Ideally, the original message is not noticeably degraded by presence of a hidden message. As a result, the most effective techniques tend to make use of data that contains a lot of redundancy, such as raw audio and image files. Steganography works much less effectively, if at all, with efficient compressed formats such as JPEG and MPEG.
Unfortunately, sending large amounts of raw audio and image data can arouse suspicion, and the pseudo-English encoding schemes are not sophisticated enough to fool a human observer.
The snow program runs in two modes - message concealment, and message extraction. During concealment, the following steps are taken.

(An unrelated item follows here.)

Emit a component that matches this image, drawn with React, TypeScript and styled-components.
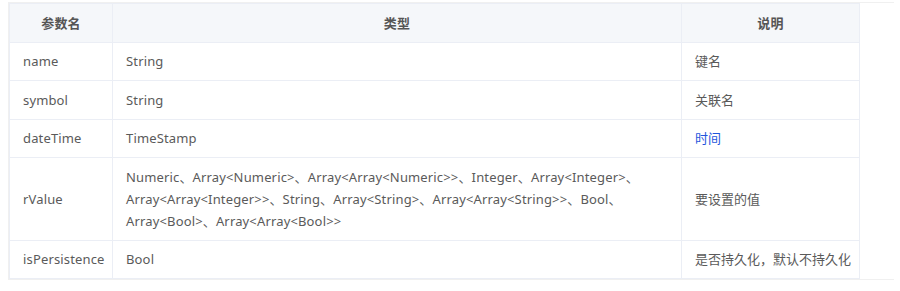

Each of the steps are described in detail below.
If you want to compress a long message, or one not containing standard text, you would be better off compressing the message externally with a specialized compression program, and bypassing snow's optional compression step. This usually results in a better compression ratio.
The lower 7 bits of each character in the password are packed into an array, which is used to set the encryption key. The ICE encryption algorithm can operate at different levels, with higher levels using longer keys and providing more security. The ICE level appropriate for the password length is used.
CFB mode makes use of an initialization vector (IV), which is initially set to the first 64 bits of the key encrypted by itself. Each time a bit is encrypted, the IV is encrypted, and the leftmost bit of the encrypted IV is XORed with the bit. The IV is then shifted left one bit, and the ciphertext bit is added to the right. Decryption reverses this process.
Data is written 3 bits at a time, coding for 0 to 7 spaces. Any messages not a multiple of 3 bits will be padded by zeroes. During extraction, an extra one or two bits at the end will be ignored (fortunately there are no two-bit Huffman codes to confuse things).
An alternative scheme was considered, where bits were written one at a time as either a space or a tab. Although this scheme adds fewer characters per bit (1 vs 1.5), it requires more columns per bit (4.5 vs 2.67), and column space is the limiting factor.
Tabs are used to separate the blocks of spaces. Thus 3 bits are usually coded in 8 columns of text, and given that the default line length is 80 characters, this allows 30 bits to be stored on empty lines. A tab is not appended to the end of a line unless the last 3 bits coded to zero spaces, in which case it is needed to show some bits are actually there.
If a message will not fit into the available text, empty lines will be appended and used to contain the overflow. A warning message will also be produced, since this affects the look of the original text.